» **Work to complete**
Reproduce all of the data below without alteration; exclude every picture.

» **Data excerpt**
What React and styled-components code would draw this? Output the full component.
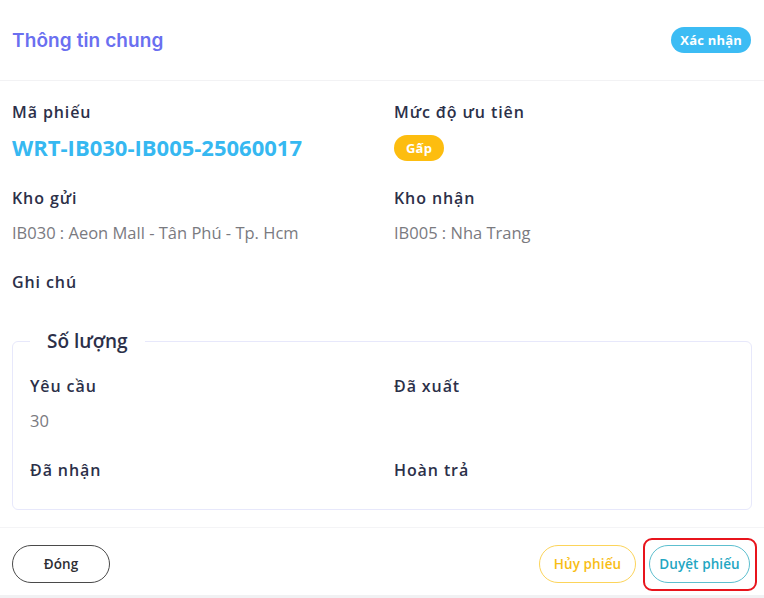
import React from "react";
import styled, { createGlobalStyle } from "styled-components";

const Global = createGlobalStyle`
  html, body { margin: 0; padding: 0; background: #ffffff; }
  body { font-family: "Open Sans", "Noto Sans", sans-serif; }
  * { box-sizing: border-box; }
`;

const Page = styled.div`
  width: 764px;
  height: 598px;
  background: #f1f1f3;
  display: flex;
  flex-direction: column;
`;

const Card = styled.div`
  background: #ffffff;
  height: 595px;
  display: flex;
  flex-direction: column;
`;

const Header = styled.div`
  height: 81px;
  padding: 0 13px 0 12px;
  display: flex;
  align-items: center;
  justify-content: space-between;
  border-bottom: 1px solid #f2f2f4;
`;

const Title = styled.h2`
  margin: 0;
  font-family: "Inter", "Noto Sans", sans-serif;
  font-size: 19px;
  font-weight: 600;
  color: #6a6ff0;
  letter-spacing: 0.1px;
`;

const Pill = styled.span`
  display: inline-flex;
  align-items: center;
  justify-content: center;
  height: 26px;
  padding: 0 ${(p) => p.$px || 9}px;
  border-radius: 13px;
  background: ${(p) => p.$bg};
  color: #ffffff;
  font-family: "Open Sans", sans-serif;
  font-size: 13px;
  font-weight: 700;
  letter-spacing: 0.2px;
`;

const Body = styled.div`
  flex: 1;
  padding: 19px 12px 0;
  display: flex;
  flex-direction: column;
`;

const Grid = styled.div`
  display: grid;
  grid-template-columns: 1fr 1fr;
  column-gap: 24px;
  row-gap: ${(p) => p.$rowGap || 25}px;
`;

const Field = styled.div`
  display: flex;
  flex-direction: column;
  gap: 11px;
`;

const Label = styled.div`
  font-family: "Open Sans", sans-serif;
  font-size: 16px;
  line-height: 24px;
  font-weight: 600;
  color: #2c3049;
  letter-spacing: 0.9px;
`;

const Value = styled.div`
  font-family: "Open Sans", sans-serif;
  font-size: 16.5px;
  line-height: 24px;
  color: #7a7a7f;
  min-height: 24px;
`;

const Code = styled.div`
  font-family: "Open Sans", sans-serif;
  font-size: 22px;
  line-height: 24px;
  font-weight: 700;
  color: #36b8f1;
`;

const Box = styled.fieldset`
  margin: 33px 0 0;
  padding: 19px 17px 0 17px;
  height: 183px;
  border: 1px solid #e7e8fb;
  border-radius: 6px;
`;

const Legend = styled.legend`
  padding: 0 17px;
  font-family: "Open Sans", sans-serif;
  font-size: 19px;
  line-height: 28px;
  font-weight: 600;
  color: #2c3049;
`;

const Footer = styled.div`
  height: 68px;
  border-top: 1px solid #f4f4f6;
  padding: 17px 14px 0 12px;
  display: flex;
  align-items: flex-start;
  justify-content: space-between;
`;

const Actions = styled.div`
  display: flex;
  align-items: center;
  gap: 13px;
`;

const Button = styled.button`
  height: 38px;
  min-width: ${(p) => p.$w}px;
  padding: 0 8px;
  border-radius: 19px;
  background: #ffffff;
  border: 1px solid ${(p) => p.$border};
  color: ${(p) => p.$color};
  font-family: "Open Sans", sans-serif;
  font-size: 13.5px;
  font-weight: 600;
  letter-spacing: 0.1px;
  cursor: pointer;
`;

const Highlight = styled.span`
  position: relative;
  display: inline-flex;
  &::after {
    content: "";
    position: absolute;
    top: -7px;
    bottom: -8px;
    left: -6px;
    right: -7px;
    border: 2px solid #e8141c;
    border-radius: 9px;
    pointer-events: none;
  }
`;

export default function App() {
  return (
    <>
      <Global />
      <Page>
        <Card>
          <Header>
            <Title>Thông tin chung</Title>
            <Pill $bg="#3cbcf4">Xác nhận</Pill>
          </Header>
          <Body>
            <Grid>
              <Field>
                <Label>Mã phiếu</Label>
                <Code>WRT-IB030-IB005-25060017</Code>
              </Field>
              <Field>
                <Label>Mức độ ưu tiên</Label>
                <div>
                  <Pill $bg="#fdbd0f" $px={12}>Gấp</Pill>
                </div>
              </Field>
              <Field>
                <Label>Kho gửi</Label>
                <Value>IB030 : Aeon Mall - Tân Phú - Tp. Hcm</Value>
              </Field>
              <Field>
                <Label>Kho nhận</Label>
                <Value>IB005 : Nha Trang</Value>
              </Field>
              <Field>
                <Label>Ghi chú</Label>
              </Field>
            </Grid>
            <Box>
              <Legend>Số lượng</Legend>
              <Grid $rowGap={25}>
                <Field>
                  <Label>Yêu cầu</Label>
                  <Value>30</Value>
                </Field>
                <Field>
                  <Label>Đã xuất</Label>
                  <Value />
                </Field>
                <Field>
                  <Label>Đã nhận</Label>
                </Field>
                <Field>
                  <Label>Hoàn trả</Label>
                </Field>
              </Grid>
            </Box>
          </Body>
          <Footer>
            <Button $w={98} $border="#4a4a4a" $color="#2e2e33">Đóng</Button>
            <Actions>
              <Button $w={97} $border="#fcd45a" $color="#f8bd14">Hủy phiếu</Button>
              <Highlight>
                <Button $w={101} $border="#5dbfcf" $color="#23a6c2">Duyệt phiếu</Button>
              </Highlight>
            </Actions>
          </Footer>
        </Card>
      </Page>
    </>
  );
}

» **Exercise response**
What React and styled-components code would draw this? Output the full component.
import React from "react";
import styled, { createGlobalStyle } from "styled-components";

const Global = createGlobalStyle`
  html, body { margin: 0; padding: 0; background: #ffffff; }
  body { font-family: "Open Sans", "Noto Sans", sans-serif; }
  * { box-sizing: border-box; }
`;

const Page = styled.div`
  width: 764px;
  height: 598px;
  background: #f1f1f3;
  display: flex;
  flex-direction: column;
`;

const Card = styled.div`
  background: #ffffff;
  height: 595px;
  display: flex;
  flex-direction: column;
`;

const Header = styled.div`
  height: 81px;
  padding: 0 13px 0 12px;
  display: flex;
  align-items: center;
  justify-content: space-between;
  border-bottom: 1px solid #f2f2f4;
`;

const Title = styled.h2`
  margin: 0;
  font-family: "Inter", "Noto Sans", sans-serif;
  font-size: 19px;
  font-weight: 600;
  color: #6a6ff0;
  letter-spacing: 0.1px;
`;

const Pill = styled.span`
  display: inline-flex;
  align-items: center;
  justify-content: center;
  height: 26px;
  padding: 0 ${(p) => p.$px || 9}px;
  border-radius: 13px;
  background: ${(p) => p.$bg};
  color: #ffffff;
  font-family: "Open Sans", sans-serif;
  font-size: 13px;
  font-weight: 700;
  letter-spacing: 0.2px;
`;

const Body = styled.div`
  flex: 1;
  padding: 19px 12px 0;
  display: flex;
  flex-direction: column;
`;

const Grid = styled.div`
  display: grid;
  grid-template-columns: 1fr 1fr;
  column-gap: 24px;
  row-gap: ${(p) => p.$rowGap || 25}px;
`;

const Field = styled.div`
  display: flex;
  flex-direction: column;
  gap: 11px;
`;

const Label = styled.div`
  font-family: "Open Sans", sans-serif;
  font-size: 16px;
  line-height: 24px;
  font-weight: 600;
  color: #2c3049;
  letter-spacing: 0.9px;
`;

const Value = styled.div`
  font-family: "Open Sans", sans-serif;
  font-size: 16.5px;
  line-height: 24px;
  color: #7a7a7f;
  min-height: 24px;
`;

const Code = styled.div`
  font-family: "Open Sans", sans-serif;
  font-size: 22px;
  line-height: 24px;
  font-weight: 700;
  color: #36b8f1;
`;

const Box = styled.fieldset`
  margin: 33px 0 0;
  padding: 19px 17px 0 17px;
  height: 183px;
  border: 1px solid #e7e8fb;
  border-radius: 6px;
`;

const Legend = styled.legend`
  padding: 0 17px;
  font-family: "Open Sans", sans-serif;
  font-size: 19px;
  line-height: 28px;
  font-weight: 600;
  color: #2c3049;
`;

const Footer = styled.div`
  height: 68px;
  border-top: 1px solid #f4f4f6;
  padding: 17px 14px 0 12px;
  display: flex;
  align-items: flex-start;
  justify-content: space-between;
`;

const Actions = styled.div`
  display: flex;
  align-items: center;
  gap: 13px;
`;

const Button = styled.button`
  height: 38px;
  min-width: ${(p) => p.$w}px;
  padding: 0 8px;
  border-radius: 19px;
  background: #ffffff;
  border: 1px solid ${(p) => p.$border};
  color: ${(p) => p.$color};
  font-family: "Open Sans", sans-serif;
  font-size: 13.5px;
  font-weight: 600;
  letter-spacing: 0.1px;
  cursor: pointer;
`;

const Highlight = styled.span`
  position: relative;
  display: inline-flex;
  &::after {
    content: "";
    position: absolute;
    top: -7px;
    bottom: -8px;
    left: -6px;
    right: -7px;
    border: 2px solid #e8141c;
    border-radius: 9px;
    pointer-events: none;
  }
`;

export default function App() {
  return (
    <>
      <Global />
      <Page>
        <Card>
          <Header>
            <Title>Thông tin chung</Title>
            <Pill $bg="#3cbcf4">Xác nhận</Pill>
          </Header>
          <Body>
            <Grid>
              <Field>
                <Label>Mã phiếu</Label>
                <Code>WRT-IB030-IB005-25060017</Code>
              </Field>
              <Field>
                <Label>Mức độ ưu tiên</Label>
                <div>
                  <Pill $bg="#fdbd0f" $px={12}>Gấp</Pill>
                </div>
              </Field>
              <Field>
                <Label>Kho gửi</Label>
                <Value>IB030 : Aeon Mall - Tân Phú - Tp. Hcm</Value>
              </Field>
              <Field>
                <Label>Kho nhận</Label>
                <Value>IB005 : Nha Trang</Value>
              </Field>
              <Field>
                <Label>Ghi chú</Label>
              </Field>
            </Grid>
            <Box>
              <Legend>Số lượng</Legend>
              <Grid $rowGap={25}>
                <Field>
                  <Label>Yêu cầu</Label>
                  <Value>30</Value>
                </Field>
                <Field>
                  <Label>Đã xuất</Label>
                  <Value />
                </Field>
                <Field>
                  <Label>Đã nhận</Label>
                </Field>
                <Field>
                  <Label>Hoàn trả</Label>
                </Field>
              </Grid>
            </Box>
          </Body>
          <Footer>
            <Button $w={98} $border="#4a4a4a" $color="#2e2e33">Đóng</Button>
            <Actions>
              <Button $w={97} $border="#fcd45a" $color="#f8bd14">Hủy phiếu</Button>
              <Highlight>
                <Button $w={101} $border="#5dbfcf" $color="#23a6c2">Duyệt phiếu</Button>
              </Highlight>
            </Actions>
          </Footer>
        </Card>
      </Page>
    </>
  );
}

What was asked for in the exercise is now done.